Collision Force Color
Use this parameter to choose the color for collision forces in the viewport.
Constraint Force
Turn this on to see forces generated by a Wire Solver to satisfy constraints.
Constraint Force Color
Use this parameter to choose the color for constraint forces in the viewport.
Constraint Torque
Turn this on to see torques generated by a Wire Solver to satisfy constraints.
Constraint Torque Color
Use this parameter to choose the color for constraint torques in the viewport.
Impacts
Turn this on to see impacts in the viewport. The impacts may appear in strange locations: they are shown at the position where a collision would have happened.
Impacts Scale
This is used to define the scale of the lines drawn in the viewport to show impacts.
Use a small value if the lines are too long and distracting, and a large value if you can’t see the lines.
Impacts Color
Use this parameter to choose the color for impacts in the viewport.
Show Substep Impacts
Use this to show all impacts during a DOPs step. The wire solver takes many substeps per DOPs step.
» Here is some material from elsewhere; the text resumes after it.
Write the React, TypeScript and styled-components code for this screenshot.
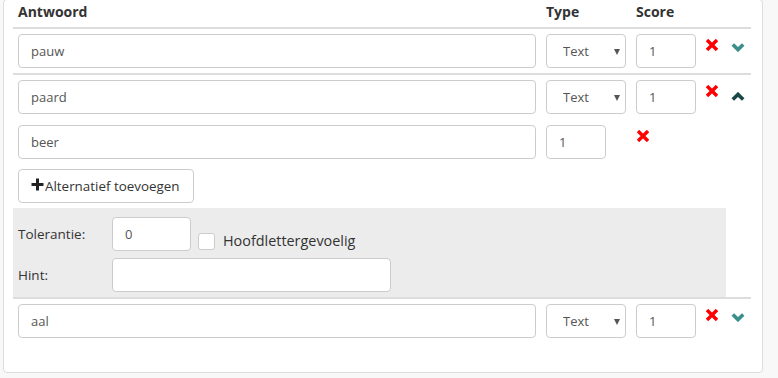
import React from "react";
import styled, { createGlobalStyle } from "styled-components";

const Global = createGlobalStyle`
  html, body { margin: 0; padding: 0; background: #f8f8f8; }
  body { font-family: "Open Sans", "Liberation Sans", sans-serif; color: #333; }
  * { box-sizing: border-box; }
`;

const Panel = styled.div`
  width: 760px;
  margin: -1px 0 0 3px;
  background: #fff;
  border: 1px solid #ddd;
  border-radius: 4px;
  padding: 0 9px 29px 9px;
`;

const Table = styled.div`
  width: 738px;
`;

const COLS = "518px 80px 60px auto";

const HeaderRow = styled.div`
  display: grid;
  grid-template-columns: ${COLS};
  column-gap: 10px;
  padding: 2px 5px 5px;
  border-bottom: 2px solid #ddd;
`;

const HeadCell = styled.div`
  font-size: 14px;
  font-weight: 700;
  line-height: 20px;
  color: #333;
`;

const Row = styled.div<{ $last?: boolean }>`
  padding: 5px;
  border-bottom: ${(p) => (p.$last ? "none" : "2px solid #ddd")};
  display: flex;
  flex-direction: column;
  align-items: flex-start;
`;

const FieldLine = styled.div<{ $gapTop?: number }>`
  display: grid;
  grid-template-columns: ${COLS};
  column-gap: 10px;
  align-items: start;
  margin-top: ${(p) => p.$gapTop ?? 0}px;
`;

const TextInput = styled.input<{ $w?: number }>`
  width: ${(p) => (p.$w ? `${p.$w}px` : "100%")};
  height: 34px;
  padding: 6px 12px;
  font-family: "Open Sans", "Liberation Sans", sans-serif;
  font-size: 13px;
  line-height: 20px;
  color: #555;
  background: #fff;
  border: 1px solid #ccc;
  border-radius: 4px;
  outline: none;
`;

const SelectWrap = styled.div`
  position: relative;
  width: 80px;
  &::after {
    content: "";
    position: absolute;
    right: 6px;
    top: 15px;
    border-left: 3.5px solid transparent;
    border-right: 3.5px solid transparent;
    border-top: 6px solid #555;
  }
`;

const Select = styled.select`
  appearance: none;
  -webkit-appearance: none;
  width: 80px;
  height: 34px;
  padding: 6px 12px 6px 16px;
  font-family: "Open Sans", "Liberation Sans", sans-serif;
  font-size: 13px;
  color: #555;
  background: #fff;
  border: 1px solid #ccc;
  border-radius: 4px;
  outline: none;
`;

const Actions = styled.div<{ $pad?: number }>`
  display: flex;
  align-items: flex-start;
  gap: 13px;
  padding-top: 5px;
  padding-left: ${(p) => p.$pad ?? 0}px;
`;

const IconBox = styled.span<{ $top?: number }>`
  display: inline-flex;
  margin-top: ${(p) => p.$top ?? 0}px;
`;

const RemoveIcon = () => (
  <svg width="12" height="12" viewBox="0 0 12 12">
    <path d="M1 1 L11 11 M11 1 L1 11" stroke="#ff0000" strokeWidth="3.4" />
  </svg>
);

const Chevron = ({ up }: { up?: boolean }) => (
  <svg width="14" height="9" viewBox="0 0 14 9">
    <polyline
      points={up ? "1.8,7.6 7,2.4 12.2,7.6" : "1.8,1.4 7,6.6 12.2,1.4"}
      fill="none"
      stroke={up ? "#1a4848" : "#3a8f8a"}
      strokeWidth="3.6"
    />
  </svg>
);

const AddButton = styled.button`
  margin-top: 10px;
  display: inline-flex;
  align-items: center;
  gap: 1px;
  height: 34px;
  padding: 6px 13px 6px 12px;
  font-family: "Open Sans", "Liberation Sans", sans-serif;
  font-size: 13.4px;
  line-height: 20px;
  color: #333;
  background: #fff;
  border: 1px solid #ccc;
  border-radius: 4px;
`;

const PlusIcon = () => (
  <svg width="13" height="13" viewBox="0 0 13 13" style={{ marginTop: -3 }}>
    <path d="M6.5 0.5 V12.5 M0.5 6.5 H12.5" stroke="#222" strokeWidth="3" />
  </svg>
);

const Details = styled.div`
  margin: 5px 0 -5px -5px;
  width: 713px;
  background: #ececec;
  padding: 9px 5px 5px;
  display: grid;
  grid-template-columns: 94px auto;
  row-gap: 7px;
`;

const Label = styled.div`
  align-self: center;
  font-size: 13.5px;
  line-height: 20px;
  color: #333;
`;

const InlineGroup = styled.div`
  display: flex;
  align-items: flex-start;
`;

const CheckLabel = styled.label`
  display: inline-flex;
  align-items: center;
  gap: 8px;
  margin-left: 7px;
  margin-top: 14px;
  font-size: 14.4px;
  line-height: 20px;
  color: #333;
`;

const Checkbox = styled.input`
  appearance: none;
  -webkit-appearance: none;
  margin: 0;
  width: 17px;
  height: 17px;
  border: 1px solid #ccc;
  border-radius: 3px;
  background: #fff;
`;

const AnswerRow = ({ value, up }: { value: string; up?: boolean }) => (
  <FieldLine>
    <TextInput defaultValue={value} />
    <SelectWrap>
      <Select defaultValue="Text">
        <option>Text</option>
      </Select>
    </SelectWrap>
    <TextInput defaultValue="1" />
    <Actions>
      <IconBox>
        <RemoveIcon />
      </IconBox>
      <IconBox $top={up ? 7 : 4}>
        <Chevron up={up} />
      </IconBox>
    </Actions>
  </FieldLine>
);

export default function App() {
  return (
    <>
      <Global />
      <Panel>
        <Table>
          <HeaderRow>
            <HeadCell>Antwoord</HeadCell>
            <HeadCell>Type</HeadCell>
            <HeadCell>Score</HeadCell>
          </HeaderRow>
          <Row>
            <AnswerRow value="pauw" />
          </Row>
          <Row>
            <AnswerRow value="paard" up />
            <FieldLine $gapTop={11}>
              <TextInput defaultValue="beer" />
              <TextInput defaultValue="1" $w={60} />
              <Actions $pad={1}>
                <IconBox>
                  <RemoveIcon />
                </IconBox>
              </Actions>
            </FieldLine>
            <AddButton>
              <PlusIcon />
              Alternatief toevoegen
            </AddButton>
            <Details>
              <Label>Tolerantie:</Label>
              <InlineGroup>
                <TextInput defaultValue="0" $w={79} />
                <CheckLabel>
                  <Checkbox type="checkbox" />
                  Hoofdlettergevoelig
                </CheckLabel>
              </InlineGroup>
              <Label>Hint:</Label>
              <TextInput defaultValue="" $w={279} />
            </Details>
          </Row>
          <Row $last>
            <AnswerRow value="aal" />
          </Row>
        </Table>
      </Panel>
    </>
  );
}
If this is cleared, only the impacts for the current substep are shown.
Axis
Turn this on to see each point’s orientation.
Axis Scale
This is used to define the scale of the axis lines drawn in the viewport. Use a small value if the lines are too long and distracting, and a large value if you can’t see any lines.
X Axis Color
Use this parameter to choose the color for local x-axis.
Y Axis Color
Use this parameter to choose the color for local y-axis.
Z Axis Color
Use this parameter to choose the color for local z-axis.
Tip
There is no bounciness parameter on wires. However, an external force could be applied to mimic bounciness.
Outputs ¶
First
The wire object created by this node is sent through the single output.
Locals ¶
ST
The simulation time for which the node is being evaluated.
Depending on the settings of the DOP Network Offset Time and Scale Time parameters, this value may not be equal to the current Houdini time represented by the variable T.
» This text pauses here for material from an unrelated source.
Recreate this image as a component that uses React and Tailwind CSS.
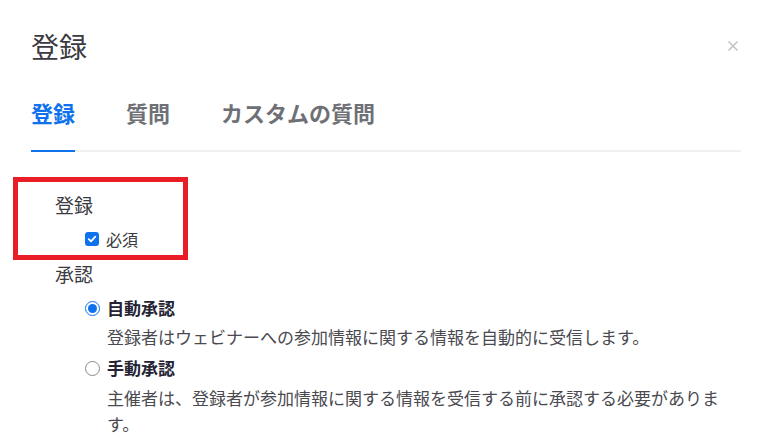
import React, { useState } from 'react';

const tabs = ['登録', '質問', 'カスタムの質問'];

function CheckBox() {
  return (
    <span className="flex h-[14px] w-[14px] items-center justify-center rounded-[3px] bg-[#0e72ed]">
      <svg width="10" height="10" viewBox="0 0 10 10" fill="none">
        <path d="M1.8 5.2 L4 7.4 L8.3 2.6" stroke="white" strokeWidth="1.8" strokeLinecap="round" strokeLinejoin="round" />
      </svg>
    </span>
  );
}

function Radio({ checked }) {
  return checked ? (
    <span className="flex h-[15px] w-[15px] items-center justify-center rounded-full border-[1.5px] border-[#0e72ed]">
      <span className="h-[9px] w-[9px] rounded-full bg-[#0e72ed]" />
    </span>
  ) : (
    <span className="h-[15px] w-[15px] rounded-full border border-[#8a8a8a]" />
  );
}

export default function App() {
  const [active] = useState(0);

  return (
    <div
      className="relative h-[444px] w-[772px] overflow-hidden bg-white px-[31px]"
      style={{ fontFamily: '"Noto Sans CJK JP", "Noto Sans", sans-serif' }}
    >
      {/* header */}
      <div className="flex items-center justify-between pt-[32px]">
        <h1 className="text-[28px] font-normal leading-[28px] text-[#3a3a40]">登録</h1>
        <svg width="12" height="12" viewBox="0 0 12 12" className="mr-[2px]">
          <path d="M1.5 1.5 L10.5 10.5 M10.5 1.5 L1.5 10.5" stroke="#c4c4c4" strokeWidth="1.6" />
        </svg>
      </div>

      {/* tabs */}
      <div className="mt-[36px] flex gap-[51px] border-b-2 border-[#f0f0f2]">
        {tabs.map((t, i) => (
          <div
            key={t}
            className={
              i === active
                ? '-mb-[2px] border-b-2 border-[#0e72ed] pb-[22px] text-[22px] font-bold leading-[32px] text-[#0e72ed]'
                : '-mb-[2px] border-b-2 border-transparent pb-[22px] text-[22px] font-bold leading-[32px] text-[#6e7076]'
            }
          >
            {t}
          </div>
        ))}
      </div>

      {/* registration box */}
      <div className="-ml-[18px] mt-[25px] h-[83px] w-[175px] border-[5px] border-[#e81d25] pl-[37px] pt-[10px]">
        <div className="text-[19px] leading-[26px] text-[#3a3a40]">登録</div>
        <div className="mt-[9px] flex items-center gap-[7px] pl-[30px]">
          <CheckBox />
          <span className="text-[16px] leading-[24px] text-[#3a3a40]">必須</span>
        </div>
      </div>

      {/* approval */}
      <div className="pl-[24px]">
        <div className="mt-[1px] text-[19px] leading-[26px] text-[#3a3a40]">承認</div>
        <div className="pl-[30px]">
          <div className="mt-[9px] flex items-center gap-[7px]">
            <Radio checked />
            <span className="text-[17px] font-bold leading-[24px] text-[#232333]">自動承認</span>
          </div>
          <p className="mt-[4px] pl-[22px] text-[17px] leading-[26px] text-[#4a4a50]">
            登録者はウェビナーへの参加情報に関する情報を自動的に受信します。
          </p>
          <div className="mt-[6px] flex items-center gap-[7px]">
            <Radio checked={false} />
            <span className="text-[17px] font-bold leading-[24px] text-[#232333]">手動承認</span>
          </div>
          <p className="mt-[5px] w-[642px] pl-[22px] text-[17px] leading-[26px] text-[#4a4a50]">
            主催者は、登録者が参加情報に関する情報を受信する前に承認する必要があります。
          </p>
        </div>
      </div>
    </div>
  );
}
ST is guaranteed to have a value of zero at the
start of a simulation, so when testing for the first timestep of a
simulation, it is best to use a test like $ST == 0
, rather than
$T == 0
or $FF == 1
.
SF
The simulation frame (or more accurately, the simulation time step number) for which the node is being evaluated.
Depending on the settings of the DOP Network parameters, this value may not be equal to the current Houdini frame number represented by the variable F. Instead, it is equal to the simulation time (ST) divided by the simulation timestep size (TIMESTEP).
TIMESTEP
The size of a simulation timestep. This value is useful for scaling values that are expressed in units per second, but are applied on each timestep.
SFPS
The inverse of the TIMESTEP value. It is the number of timesteps per second of simulation time.
SNOBJ
The number of objects in the simulation. For nodes that create objects such as the Empty Object DOP, SNOBJ increases for each object that is evaluated.
A good way to guarantee unique object names is to use an expression
like object_$SNOBJ
.
NOBJ
The number of objects that are evaluated by the current node during this timestep. This value is often different from SNOBJ, as many nodes do not process all the objects in a simulation.
NOBJ may return 0 if the node does not process each object sequentially (such as the Group DOP).
OBJ
The index of the specific object being processed by the node. This value always runs from zero to NOBJ-1 in a given timestep. It does not identify the current object within the simulation like OBJID or OBJNAME; it only identifies the object’s position in the current order of processing.
This value is useful for generating a random number for each object, or simply splitting the objects into two or more groups to be processed in different ways. This value is -1 if the node does not process objects sequentially (such as the Group DOP).
OBJID
The unique identifier for the object being processed. Every object is assigned an integer value that is unique among all objects in the simulation for all time. Even if an object is deleted, its identifier is never reused. This is very useful in situations where each object needs to be treated differently, for example, to produce a unique random number for each object.
This value is also the best way to look up information on an object using the dopfield expression function.
OBJID is -1 if the node does not process objects sequentially (such as the Group DOP).
ALLOBJIDS
This string contains a space-separated list of the unique object identifiers for every object being processed by the current node.
ALLOBJNAMES
This string contains a space-separated list of the names of every object being processed by the current node.
OBJCT
The simulation time (see variable ST) at which the current object was created.
To check if an object was created
on the current timestep, the expression $ST == $OBJCT
should
always be used.
This value is zero if the node does not process objects sequentially (such as the Group DOP).
OBJCF
The simulation frame (see variable SF) at which the current object was created. It is equivalent to using the dopsttoframe expression on the OBJCT variable.
This value is zero if the node does not process objects sequentially (such as the Group DOP).
OBJNAME
A string value containing the name of the object being processed.
Object names are not guaranteed to be unique within a simulation. However, if you name your objects carefully so that they are unique, the object name can be a much easier way to identify an object than the unique object identifier, OBJID.
The object name can
also be used to treat a number of similar objects (with the same
name) as a virtual group. If there are 20 objects named “myobject”,
specifying strcmp($OBJNAME, "myobject") == 0
in the activation field
of a DOP will cause that DOP to operate on only those 20 objects.
This value is the empty string if the node does not process objects sequentially (such as the Group DOP).
DOPNET
A string value containing the full path of the current DOP network. This value is most useful in DOP subnet digital assets where you want to know the path to the DOP network that contains the node.
Note
Most dynamics nodes have local variables with the same names as the node’s parameters. For example, in a Position DOP, you could write the expression:
$tx + 0.1
…to make the object move 0.1 units along the X axis at each timestep.
Examples ¶
CompressedSpring Example for Wire Object dynamics node
This example demonstrates how an initial pose may be specified for a wire object.